DEV Community

Convert any .pdf file 📚 into an audio 🔈 book with Python

Mustafa Anas on January 07, 2020

(edit: I am glad you all liked this project! It got to be the top Python article of the week!) A while ago I was messing around with google's Text...

Read full post

Steve (Gadget) Barnes • Jan 14 '20

I would suggest adding two lines to save the MP3 file to the same location and name as the PDF file.

from os.path import splitext

outname = splitext(filelocation)[0] + '.mp3'

then use:

final_file.save(outname)

Mustafa Anas • Jan 14 '20

That would be a nice add!

sadorect • Jan 14 '20

Oh, fantastic! I was looking to add this by myself but I don't know python coding. Thanks for bringing it up!

Ashwanth • Jan 10 '20

I am really intrigued by this article. I tried everything to install pdftotext lib on my mac but was unsuccessful. I keep getting this error --> " error: command 'gcc' failed with exit status 1"
I installed OS dependencies , Poppler using brew but didn't work. Can you anyone help me?

Mustafa Anas • Jan 10 '20

make sure you have these two installed:
python-dev
libevent-dev

Ashwanth • Jan 10 '20

Yup i installed them . NO matter what i do, i keep getting this error --> "ERROR: Command errored out with exit status 1"
and i installed gcc too!

Kelvin Thompson • Jan 10 '20 • Edited

I just started getting the same thing on my system (Ubuntu). After a lot of Google/StackExchange, this worked (copy from my annotations):

For whatever reason, in order to install the following two, I had to install some stuff on my Ubuntu Mate ** system-wide ** to get rid of compile errors:

sudo apt-get install python3-setuptools python3-dev libpython3-dev
sudo apt-get update
sudo apt-get install build-essential libpoppler-cpp-dev pkg-config python-dev

I'm using PyCharmCE. After the above, I could use this in the PyCharm terminal:

pip3 install pdftotext
pip3 install gtts

After I did all of that, successful!
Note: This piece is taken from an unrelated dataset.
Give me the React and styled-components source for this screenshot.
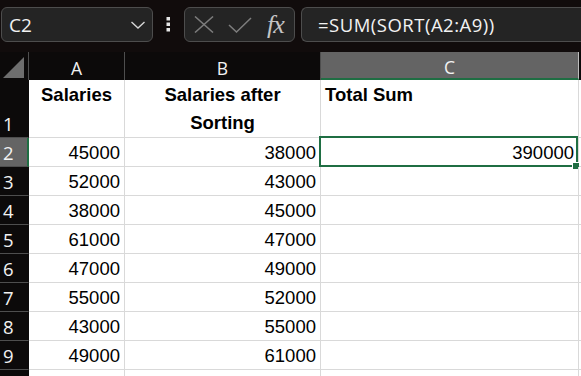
import React from "react";
import styled, { createGlobalStyle, css } from "styled-components";

const colors = {
  chrome: "#110c0c",
  header: "#0c0a0a",
  headerLine: "#4e4e4e",
  headerActive: "#646464",
  box: "#242424",
  boxBorder: "#4d4d4d",
  grid: "#d9d9d9",
  green: "#1f6e43",
  text: "#000",
  white: "#f2f2f2",
  icon: "#7d7d7d",
};

const GlobalStyle = createGlobalStyle`
  html, body {
    margin: 0;
    padding: 0;
    background: #fff;
    overflow: hidden;
  }
  * {
    box-sizing: border-box;
  }
`;

const Root = styled.div`
  width: 581px;
  height: 376px;
  overflow: hidden;
  background: #fff;
`;

const Toolbar = styled.div`
  height: 52px;
  background: ${colors.chrome};
  display: flex;
  align-items: flex-start;
  padding: 7px 0 0 1px;
  font-family: "Open Sans", "Noto Sans", sans-serif;
  color: ${colors.white};
`;

const NameBox = styled.div`
  width: 152px;
  height: 35px;
  background: ${colors.box};
  border: 1px solid ${colors.boxBorder};
  border-radius: 6px;
  display: flex;
  align-items: center;
  justify-content: space-between;
  padding: 0 6px 0 7px;
  font-size: 19px;
`;

const Dots = styled.div`
  width: 31px;
  height: 35px;
  display: flex;
  align-items: center;
  justify-content: center;
`;

const FxBox = styled.div`
  width: 111px;
  height: 35px;
  background: ${colors.box};
  border: 1px solid ${colors.boxBorder};
  border-radius: 6px;
  display: flex;
  align-items: center;
  padding: 0 0 0 9px;
  gap: 14px;
`;

const Fx = styled.span`
  font-family: "Liberation Serif", "DejaVu Serif", serif;
  font-style: italic;
  font-size: 26px;
  color: #c4c4c4;
  margin-left: 1px;
  letter-spacing: -1px;
  line-height: 1;
`;

const FormulaBox = styled.div`
  flex: 1;
  height: 35px;
  margin-left: 6px;
  background: ${colors.box};
  border: 1px solid ${colors.boxBorder};
  border-right: none;
  border-radius: 6px 0 0 6px;
  display: flex;
  align-items: center;
  padding-left: 16px;
  font-size: 18.5px;
  letter-spacing: 0.5px;
`;

const Sheet = styled.div`
  display: grid;
  grid-template-columns: 29px 96px 196px 258px 1fr;
  grid-template-rows: 28px 58px repeat(9, 29px);
`;

const Corner = styled.div`
  background: ${colors.header};
  border-right: 1px solid ${colors.headerLine};
  display: flex;
  align-items: flex-end;
  justify-content: flex-end;
  padding: 0 4px 2px 0;
`;

const ColHeader = styled.div`
  background: ${({ active }) => (active ? colors.headerActive : colors.header)};
  border-right: 1px solid
    ${({ active }) => (active ? "#bdbdbd" : colors.headerLine)};
  ${({ active }) =>
    active &&
    css`
      border-bottom: 2px solid ${colors.green};
    `}
  color: ${colors.white};
  font-family: "Open Sans", "Noto Sans", sans-serif;
  font-size: 17.5px;
  display: flex;
  align-items: center;
  justify-content: center;
  padding-top: 3px;
`;

const RowHeader = styled.div`
  background: ${({ active }) => (active ? colors.headerActive : colors.header)};
  border-bottom: 1px solid ${colors.headerLine};
  border-right: ${({ active }) =>
    active ? `2px solid ${colors.green}` : `1px solid ${colors.header}`};
  color: ${colors.white};
  font-family: "Open Sans", "Noto Sans", sans-serif;
  font-size: 18.5px;
  line-height: 22px;
  display: flex;
  align-items: flex-end;
  padding: 0 0 2px 3px;
`;

const Cell = styled.div`
  position: relative;
  border-right: 1px solid ${colors.grid};
  border-bottom: 1px solid ${colors.grid};
  font-family: "Liberation Sans", Arial, sans-serif;
  font-size: 18.5px;
  color: ${colors.text};
  display: flex;
  align-items: flex-end;
  justify-content: ${({ align }) =>
    align === "right" ? "flex-end" : align === "center" ? "center" : "flex-start"};
  padding: 0 4px 2px 4px;
  line-height: 22px;
`;

const HeadCell = styled(Cell)`
  font-weight: bold;
  font-size: 18.5px;
  align-items: flex-start;
  text-align: ${({ align }) => align || "left"};
  line-height: 28px;
  padding-top: 1px;
`;

const Selection = styled.div`
  position: absolute;
  top: -2px;
  left: -2px;
  right: 0;
  bottom: -1px;
  border: 2px solid ${colors.green};
  pointer-events: none;
`;

const FillHandle = styled.div`
  position: absolute;
  right: -3px;
  bottom: -4px;
  width: 6px;
  height: 6px;
  background: ${colors.green};
  outline: 1px solid #fff;
`;

const Chevron = () => (
  <svg width="16" height="10" viewBox="0 0 16 10">
    <polyline
      points="1.5,2 8,8 14.5,2"
      fill="none"
      stroke="#d6d6d6"
      strokeWidth="1.4"
    />
  </svg>
);

const VDots = () => (
  <svg width="5" height="15" viewBox="0 0 5 15">
    <rect x="0.5" y="0" width="3.5" height="3.5" fill="#e6e6e6" />
    <rect x="0.5" y="5.5" width="3.5" height="3.5" fill="#e6e6e6" />
    <rect x="0.5" y="11" width="3.5" height="3.5" fill="#e6e6e6" />
  </svg>
);

const Cross = () => (
  <svg width="20" height="17" viewBox="0 0 20 17">
    <line x1="1" y1="0.5" x2="19" y2="16.5" stroke={colors.icon} strokeWidth="1.5" />
    <line x1="19" y1="0.5" x2="1" y2="16.5" stroke={colors.icon} strokeWidth="1.5" />
  </svg>
);

const Check = () => (
  <svg width="24" height="16" viewBox="0 0 24 16">
    <polyline
      points="1,8 8.5,15 23,1"
      fill="none"
      stroke={colors.icon}
      strokeWidth="1.5"
    />
  </svg>
);

const Triangle = () => (
  <svg width="21" height="21" viewBox="0 0 21 21">
    <polygon points="21,0 21,21 0,21" fill="#6e6e6e" />
  </svg>
);

const salaries = [45000, 52000, 38000, 61000, 47000, 55000, 43000, 49000];
const sorted = [...salaries].sort((a, b) => a - b);

export default function App() {
  return (
    <Root>
      <GlobalStyle />
      <Toolbar>
        <NameBox>
          <span>C2</span>
          <Chevron />
        </NameBox>
        <Dots>
          <VDots />
        </Dots>
        <FxBox>
          <Cross />
          <Check />
          <Fx>fx</Fx>
        </FxBox>
        <FormulaBox>=SUM(SORT(A2:A9))</FormulaBox>
      </Toolbar>
      <Sheet>
        <Corner>
          <Triangle />
        </Corner>
        <ColHeader>A</ColHeader>
        <ColHeader>B</ColHeader>
        <ColHeader active>C</ColHeader>
        <ColHeader />

        <RowHeader>1</RowHeader>
        <HeadCell align="center">Salaries</HeadCell>
        <HeadCell align="center">
          Salaries after
          <br />
          Sorting
        </HeadCell>
        <HeadCell>Total Sum</HeadCell>
        <Cell />

        {salaries.map((value, i) => (
          <React.Fragment key={i}>
            <RowHeader active={i === 0}>{i + 2}</RowHeader>
            <Cell align="right">{value}</Cell>
            <Cell align="right">{sorted[i]}</Cell>
            <Cell align="right">
              {i === 0 && "390000"}
              {i === 0 && (
                <Selection>
                  <FillHandle />
                </Selection>
              )}
            </Cell>
            <Cell />
          </React.Fragment>
        ))}

        <RowHeader />
        <Cell />
        <Cell />
        <Cell />
        <Cell />
      </Sheet>
    </Root>
  );
}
Program works like a charm (hehe).

Cheers!

Mustafa Anas • Jan 11 '20

Thanks for sharing your solution!

Kelvin Thompson • Jan 11 '20

A pleasure to finally be able to give back a little!

Ashwanth • Jan 11 '20

I have a Mac, brother. Can't use app-get. what should i do now?

David Souza • Jan 14 '20

Are you using the default Python 2.7?? You may need to use Python 3.x

David Souza • Jan 14 '20

I got this working on the Mac using Python 3.7.4 using virtual env and brew. Works fine.

Jogesh • Jan 14 '20

I am using docker with my Macbook without any issue. And it is a great alternative to start working on any environment, stack, etc.

Rohit Prasad • Jan 16 '20

They mention what all has to be installed for various O.S's in here pypi.org/project/pdftotext/

Harald Nezbeda • Jan 25 '20

Have you tried to install the OS dependencies as specified in the docs? github.com/jalan/pdftotext#macos

schwepmo • Jan 9 '20

Really cool and quick project! One thing I would suggest is to use python's join() method instead of looping over the list of strings. I think that's the more "pythonic" way and should also perform a little better.

Mustafa Anas • Jan 9 '20

Thanks for the tip!
I sure will start using that

Narendra Kumar Vadapalli • Jan 14 '20

I am on fedora and had to install the following dependencies to get this working before I could pip install pdftotext

Sequence would be

sudo dnf install gcc-c++ pkgconfig poppler-cpp-devel python-devel redhat-rpm-config
pip install pdftotext gtts

Kristina Gocheva • Jan 7 '20 • Edited

My favorite part is (if I am not mistaken) that this would work for any language PDF as long as google text to speech supports the language.

Mustafa Anas • Jan 7 '20

hahaha omg how could I not think about doing the research.
You're true.
check this out
cloud.google.com/text-to-speech/

SURAJ BRANWAL • Jan 8 '20

Thanks a lot for the article, I tried a lot finding such thing but now am able to read(listen) to all my untouched PDFs.

Mustafa Anas • Jan 8 '20

That was my intention.
Glad you liked it :)

SURAJ BRANWAL • Jan 15 '20

I tried this on Win10, but was unable to install pdftotext package in Python 3.8.
Hence, I did this using another way :

github.com/suryabranwal/TIL/blob/m...

sadorect • Jan 14 '20 • Edited

An observation here ( I'm sure this has to do with the gtts engine though ):

The reader would rather spell some words than pronounce the actual words and its a bit strange. I did a conversion where the word "first" was spelt rather than pronounced. Initially, I thought such occurs when words are not properly written and the text recognition engine is affected. "Five" was pronounced fai-vee-e,and other spellings like that.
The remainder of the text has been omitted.